Come back with me thirty years. The cold war is still going strong not least because the Iron Lady – Mrs Thatcher – is flexing her muscles in her new job at number 10.

I’m working with the Soviet News Agency Novosti Press in Kensington and making friends with some of the Soviet journalists posted to work in London.

One such journalist was Andrei and he and I shared a common interest in nature and the countryside, Oh yes, and beer. Although it has to be said that we didn’t exactly see eye to eye on all aspects of nature study.

I got my pleasure from looking at flora and fauna, my weapons were binoculars and camera.

Andrei on the other hand was definitely the hunting, shooting and fishing type. Indeed his London posting was to write about field sports in Britain for the Russian county magazines and newspapers and, most importantly to facilitate visits to the Soviet Union for writers from journals like Shooting Times, The Field, Country Life and the many angling papers.

Hunting and fishing by well heeled visitors from the west was an important hard currency earner for the Soviet Union. It is still important to the Russian balance of payments today.

Our difference of opinion didn’t stop us becoming great mates and didn’t stop us exploring some interesting aspects of the countryside round London together.

We would enjoy walks along the canals and rivers, through woods and commons. After those walks I taught Andrei the delights of real ale. Another disagreement; he drank Theakstone’s Old Peculiar, I hated it.

We were limited by where we could go by Mrs Thatcher’s limit on how far Soviet citizens could journey from London without a special permit.

That didn’t stop us arranging one day to venture to Epping Forest in search of deer and some other interesting natural sights.

I said I would pick Andrei up early and arrived at his rather posh embassy flat in Kensington at a bit before seven in the morning.

His wife Anya let me in rather flustered, her English lagged far behind Andrei’s almost perfect mastery of the language.

Rather haltingly she explained that Andrei was already out. He would be back about seven. Curious I asked; Where he was? What was he doing? Her answer nearly put me in cardiac arrest.

In halting but actually perfect English she explained “Andrei is hunting small foxes in Kensington Gardens”.

I could see the headlines. ‘Soviet agent caught with gun in Lady Diana’s back garden.’ It wasn’t something I dared think about.

I didn’t have long to wait and worry. Spot on seven I heard Andrei’s key in the lock. In he strode with a huge smile on his face and a massive flat basket full to overflowing with all sorts of edible fungi.

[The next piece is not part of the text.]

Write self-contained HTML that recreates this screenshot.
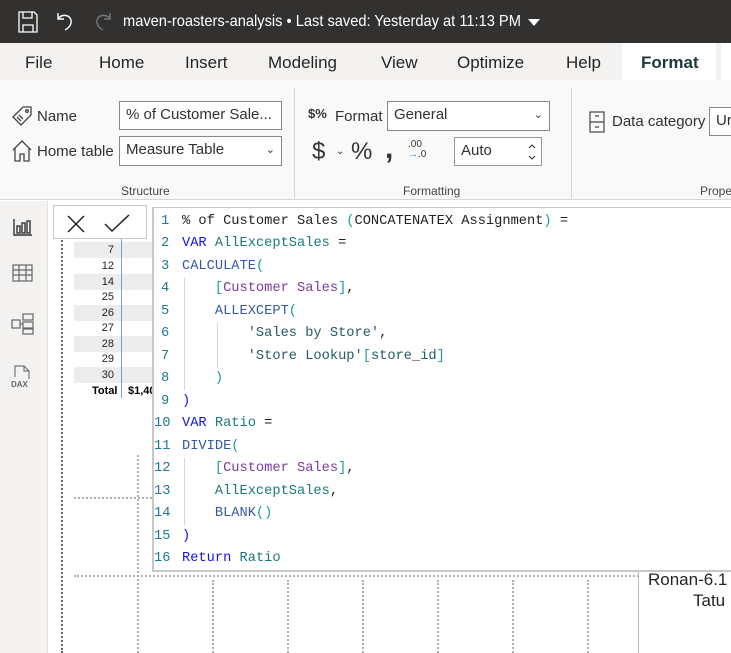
<!DOCTYPE html>
<html><head><meta charset="utf-8"><style>
*{margin:0;padding:0;box-sizing:border-box}
body{width:731px;height:653px;overflow:hidden;background:#fff;font-family:"Liberation Sans",sans-serif;position:relative}
.a{position:absolute}
.title{left:0;top:0;width:731px;height:43px;background:#323130;color:#fff}
.tabs{left:0;top:43px;width:731px;height:37px;background:#f3f2f1;font-size:17px;color:#252423}
.tabs span{position:absolute;top:10px}
.ribbon{left:0;top:80px;width:731px;height:120px;background:#f9f9f9;border-bottom:1px solid #d6d6d6;font-size:15px;color:#323130}
.box{position:absolute;background:#fff;border:1px solid #8a8886;font-size:15px;padding-left:6px;line-height:26px;color:#323130}
.side{left:0;top:201px;width:48px;height:452px;background:#f3f2f1;border-right:1px solid #e1dfdd}
.code{left:152px;top:207px;width:590px;height:365px;background:#fff;border-left:2px solid #c8c8c8;border-bottom:2px solid #c8c8c8;border-top:1px solid #c8c8c8;font-family:"Liberation Mono",monospace;font-size:13.7px}
.ln{position:absolute;left:7px;color:#237893}
.cl{position:absolute;left:28px;white-space:pre;color:#222}
.k{color:#1414e8}.v{color:#1b7878}.f{color:#3558a8}.m{color:#7b3a9c}.b{color:#1b9aa0}.s{color:#255a66}
.guide{position:absolute;width:1px;background:#d4d4d4}
.trow{position:absolute;left:74px;width:78px;height:16px;font-size:11px;color:#252423}
.trow i{position:absolute;right:38px;top:2px;font-style:normal}
.trow u{position:absolute;left:121px;top:2px;text-decoration:none;width:40px}
.dv{position:absolute;width:0;border-left:2px dotted #b0b0b0}
</style></head><body>
<div class="a title">
 <svg class="a" style="left:18px;top:11px" width="20" height="22" viewBox="0 0 20 22" fill="none" stroke="#fff" stroke-width="1.3"><path d="M1 1h15l3 3v17H1z"/><path d="M5 1v6h9V1"/><path d="M5 21v-7h10v7"/></svg>
 <svg class="a" style="left:56px;top:11px" width="20" height="20" viewBox="0 0 20 20" fill="none" stroke="#fff" stroke-width="1.4"><path d="M2 2v6h6"/><path d="M2 8c3-5 11-5 13 1 1 4-2 8-6 10"/></svg>
 <svg class="a" style="left:92px;top:11px" width="20" height="20" viewBox="0 0 20 20" fill="none" stroke="#777" stroke-width="1.4"><path d="M18 2v6h-6"/><path d="M18 8c-3-5-11-5-13 1-1 4 2 8 6 10"/></svg>
 <div class="a" style="left:123px;top:13px;font-size:16px;color:#fff;white-space:nowrap;transform:scaleX(0.915);transform-origin:left">maven-roasters-analysis • Last saved: Yesterday at 11:13 PM</div>
 <svg class="a" style="left:528px;top:19px" width="12" height="8"><path d="M0 0h12L6 7z" fill="#fff"/></svg>
</div>
<div class="a tabs">
 <span style="left:25px">File</span><span style="left:99px">Home</span><span style="left:185px">Insert</span><span style="left:268px">Modeling</span><span style="left:381px">View</span><span style="left:457px">Optimize</span><span style="left:566px">Help</span>
 <div class="a" style="left:622px;top:0;width:94px;height:37px;background:#fff"></div>
 <span style="left:641px;font-weight:bold;color:#1b3a3a">Format</span>
 <div class="a" style="left:721px;top:0;width:10px;height:37px;background:#fff"></div>
</div>
<div class="a ribbon">
 <svg class="a" style="left:11px;top:25px" width="22" height="22" viewBox="0 0 22 22" fill="none" stroke="#444" stroke-width="1.3"><path d="M12 2h8v8L10 20 2 12z"/><circle cx="16" cy="6" r="1.3"/><path d="M6 12l4 4M8 10l4 4"/></svg>
 <div class="a" style="left:37px;top:28px">Name</div>
 <div class="box" style="left:119px;top:21px;width:163px;height:29px">% of Customer Sale...</div>
 <svg class="a" style="left:11px;top:59px" width="22" height="24" viewBox="0 0 22 24" fill="none" stroke="#444" stroke-width="1.3"><path d="M2 11L11 2l9 9M4 9v13h5v-7h4v7h5V9"/></svg>
 <div class="a" style="left:37px;top:63px">Home table</div>
 <div class="box" style="left:119px;top:56px;width:163px;height:30px">Measure Table<span style="position:absolute;right:6px;top:0;font-size:11px">⌄</span></div>
 <div class="a" style="left:121px;top:104px;font-size:12px;color:#444">Structure</div>
 <div class="a" style="left:294px;top:8px;width:1px;height:110px;background:#d6d6d6"></div>
 <div class="a" style="left:308px;top:26px;font-size:13px;font-weight:bold;color:#333">$%</div>
 <div class="a" style="left:335px;top:28px">Format</div>
 <div class="box" style="left:387px;top:21px;width:163px;height:30px">General<span style="position:absolute;right:6px;top:0;font-size:11px">⌄</span></div>
 <div class="a" style="left:312px;top:58px;font-size:24px;color:#333">$</div>
 <div class="a" style="left:336px;top:66px;font-size:10px">⌄</div>
 <div class="a" style="left:351px;top:58px;font-size:24px;color:#333">%</div>
 <div class="a" style="left:385px;top:52px;font-size:30px;font-weight:bold;color:#333">,</div>
 <div class="a" style="left:408px;top:60px;font-size:10px;line-height:10px;color:#333">.00<br><span style="color:#2b7cd3">→</span>.0</div>
 <div class="box" style="left:454px;top:57px;width:88px;height:29px;border-color:#999">Auto
  <svg class="a" style="left:72px;top:5px" width="10" height="18" viewBox="0 0 10 18" fill="none" stroke="#333" stroke-width="1.1"><path d="M2 5l3-3 3 3M2 13l3 3 3-3"/></svg></div>
 <div class="a" style="left:403px;top:104px;font-size:12px;color:#444">Formatting</div>
 <div class="a" style="left:571px;top:8px;width:1px;height:110px;background:#d6d6d6"></div>
 <svg class="a" style="left:589px;top:31px" width="16" height="22" viewBox="0 0 16 22" fill="none" stroke="#444" stroke-width="1.2"><rect x="1" y="1" width="14" height="20"/><path d="M1 11h14M6 5h4M6 16h4"/></svg>
 <div class="a" style="left:612px;top:33px">Data category</div>
 <div class="box" style="left:709px;top:27px;width:40px;height:29px">Ur</div>
 <div class="a" style="left:700px;top:104px;font-size:12px;color:#444">Prope</div>
</div>
<div class="a side">
 <svg class="a" style="left:13px;top:17px" width="20" height="18" viewBox="0 0 20 18" fill="none" stroke="#333" stroke-width="1.4"><path d="M1 1v16h18"/><rect x="4" y="8" width="3" height="7"/><rect x="9" y="5" width="3" height="10"/><rect x="14" y="3" width="3" height="12"/></svg>
 <svg class="a" style="left:12px;top:63px" width="21" height="18" viewBox="0 0 21 18" fill="none" stroke="#666" stroke-width="1.2"><rect x="1" y="1" width="19" height="16"/><path d="M1 6h19M1 11h19M7 1v16M14 1v16"/></svg>
 <svg class="a" style="left:11px;top:112px" width="23" height="22" viewBox="0 0 23 22" fill="none" stroke="#666" stroke-width="1.2"><rect x="1" y="7" width="8" height="8"/><rect x="12" y="1" width="10" height="6"/><rect x="12" y="9" width="10" height="6"/><rect x="12" y="16" width="10" height="5"/><path d="M9 11h3"/></svg>
 <svg class="a" style="left:11px;top:164px" width="22" height="24" viewBox="0 0 22 24" fill="none" stroke="#777" stroke-width="1.2"><path d="M4 12V1h9l5 5v8M13 1v5h5"/><text x="0" y="22" font-size="8" font-family="Liberation Sans" fill="#666" stroke="none" font-weight="bold">DAX</text></svg>
</div>
<!-- canvas -->
<div class="a" style="left:61px;top:205px;width:0;height:448px;border-left:2px dotted #666"></div>
<div class="a" style="left:74px;top:497px;width:78px;border-top:2px dotted #b0b0b0"></div>
<div class="a" style="left:74px;top:575px;width:565px;border-top:2px dotted #b0b0b0"></div>
<div class="dv" style="left:137px;top:455px;height:198px"></div>
<div class="dv" style="left:212px;top:580px;height:73px"></div>
<div class="dv" style="left:287px;top:580px;height:73px"></div>
<div class="dv" style="left:362px;top:580px;height:73px"></div>
<div class="dv" style="left:437px;top:580px;height:73px"></div>
<div class="dv" style="left:512px;top:580px;height:73px"></div>
<div class="dv" style="left:587px;top:580px;height:73px"></div>
<div class="a" style="left:638px;top:571px;width:1px;height:82px;background:#bbb"></div>
<div class="a" style="left:648px;top:570px;font-size:17px;color:#252423;white-space:nowrap">Ronan-6.1</div>
<div class="a" style="left:693px;top:591px;font-size:17px;color:#252423">Tatu</div>
<!-- table -->
<div class="trow" style="top:242px;background:#ececec"><i>7</i><u>$</u></div>
<div class="trow" style="top:258px"><i>12</i><u>$2</u></div>
<div class="trow" style="top:274px;background:#ececec"><i>14</i><u>$</u></div>
<div class="trow" style="top:289px"><i>25</i><u>$</u></div>
<div class="trow" style="top:305px;background:#ececec"><i>26</i><u>$3</u></div>
<div class="trow" style="top:320px"><i>27</i><u>$1</u></div>
<div class="trow" style="top:336px;background:#ececec"><i>28</i><u>$1</u></div>
<div class="trow" style="top:351px"><i>29</i><u>$1</u></div>
<div class="trow" style="top:367px;background:#ececec"><i>30</i><u>$2</u></div>
<div class="a" style="left:92px;top:385px;font-size:11px;font-weight:bold">Total</div>
<div class="a" style="left:128px;top:385px;font-size:11px;font-weight:bold">$1,40</div>
<div class="a" style="left:121px;top:228px;width:1px;height:170px;background:#6aa6e6"></div>
<div class="a" style="left:53px;top:205px;width:94px;height:34px;background:#fff;border:1px solid #c8c8c8">
 <svg class="a" style="left:12px;top:8px" width="20" height="20" viewBox="0 0 20 20" stroke="#222" stroke-width="1.5"><path d="M2 2l16 16M18 2L2 18"/></svg>
 <svg class="a" style="left:50px;top:7px" width="26" height="20" viewBox="0 0 26 20" fill="none" stroke="#222" stroke-width="1.5"><path d="M1 11l7 7L25 2"/></svg>
</div>
<!-- code -->
<div class="a code">
 <div class="guide" style="left:30px;top:70px;height:112px"></div>
 <div class="guide" style="left:63px;top:115px;height:45px"></div>
 <div class="guide" style="left:30px;top:250px;height:67px"></div>
 <div class="ln" style="top:6px">1</div><div class="cl" style="top:6px">% of Customer Sales <span class="b">(</span>CONCATENATEX Assignment<span class="b">)</span> =</div>
 <div class="ln" style="top:28px">2</div><div class="cl" style="top:28px"><span class="k">VAR</span> <span class="v">AllExceptSales</span> =</div>
 <div class="ln" style="top:51px">3</div><div class="cl" style="top:51px"><span class="f">CALCULATE</span><span class="b">(</span></div>
 <div class="ln" style="top:73px">4</div><div class="cl" style="top:73px">    <span class="b">[</span><span class="m">Customer Sales</span><span class="b">]</span>,</div>
 <div class="ln" style="top:96px">5</div><div class="cl" style="top:96px">    <span class="f">ALLEXCEPT</span><span class="b">(</span></div>
 <div class="ln" style="top:118px">6</div><div class="cl" style="top:118px">        <span class="s">'Sales by Store'</span>,</div>
 <div class="ln" style="top:141px">7</div><div class="cl" style="top:141px">        <span class="s">'Store Lookup'</span><span class="b">[</span><span class="s">store_id</span><span class="b">]</span></div>
 <div class="ln" style="top:163px">8</div><div class="cl" style="top:163px">    <span class="b">)</span></div>
 <div class="ln" style="top:186px">9</div><div class="cl" style="top:186px"><span class="k">)</span></div>
 <div class="ln" style="top:208px;left:0">10</div><div class="cl" style="top:208px"><span class="k">VAR</span> <span class="v">Ratio</span> =</div>
 <div class="ln" style="top:231px;left:0">11</div><div class="cl" style="top:231px"><span class="f">DIVIDE</span><span class="b">(</span></div>
 <div class="ln" style="top:253px;left:0">12</div><div class="cl" style="top:253px">    <span class="b">[</span><span class="m">Customer Sales</span><span class="b">]</span>,</div>
 <div class="ln" style="top:276px;left:0">13</div><div class="cl" style="top:276px">    <span class="v">AllExceptSales</span>,</div>
 <div class="ln" style="top:298px;left:0">14</div><div class="cl" style="top:298px">    <span class="f">BLANK</span><span class="b">()</span></div>
 <div class="ln" style="top:321px;left:0">15</div><div class="cl" style="top:321px"><span class="k">)</span></div>
 <div class="ln" style="top:343px;left:0">16</div><div class="cl" style="top:343px"><span class="k">Return</span> <span class="v">Ratio</span></div>
</div>
</body></html>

“What’s wrong with you English?” he demanded. “Your Royal Parks are full of delicious edible mushrooms including the best tasting of all, what we Russians call ‘Little Foxes’ yet no one gets out to pick them. I had the harvest to myself.

“In the Lenin Hills round Moscow at this time of year there are thousands out every morning just picking the fungi.”

I don’t remember much about our day in Epping Forest but when we got back to the flat Anya had been busy. With needle and cotton she had threaded the harvest onto strings that hung all over the flat like early Christmas decorations. The dried treasure would be a key ingredient in their cooking for months to come.

We still mostly ignore out free natural harvest of wild mushrooms here in Britain. A few of us go on courses or organised fungi forays. I eat puffballs, shaggy caps and horse mushrooms – the few species I can recognise with certainty.

Harrod’s food hall and places like Borough Market sell all kind of exotic wild fungi and most of them are harvested by Russians, Poles and other central Europeans living around London and understanding the money to be made hunting the delicious Little Foxes we locals ignore.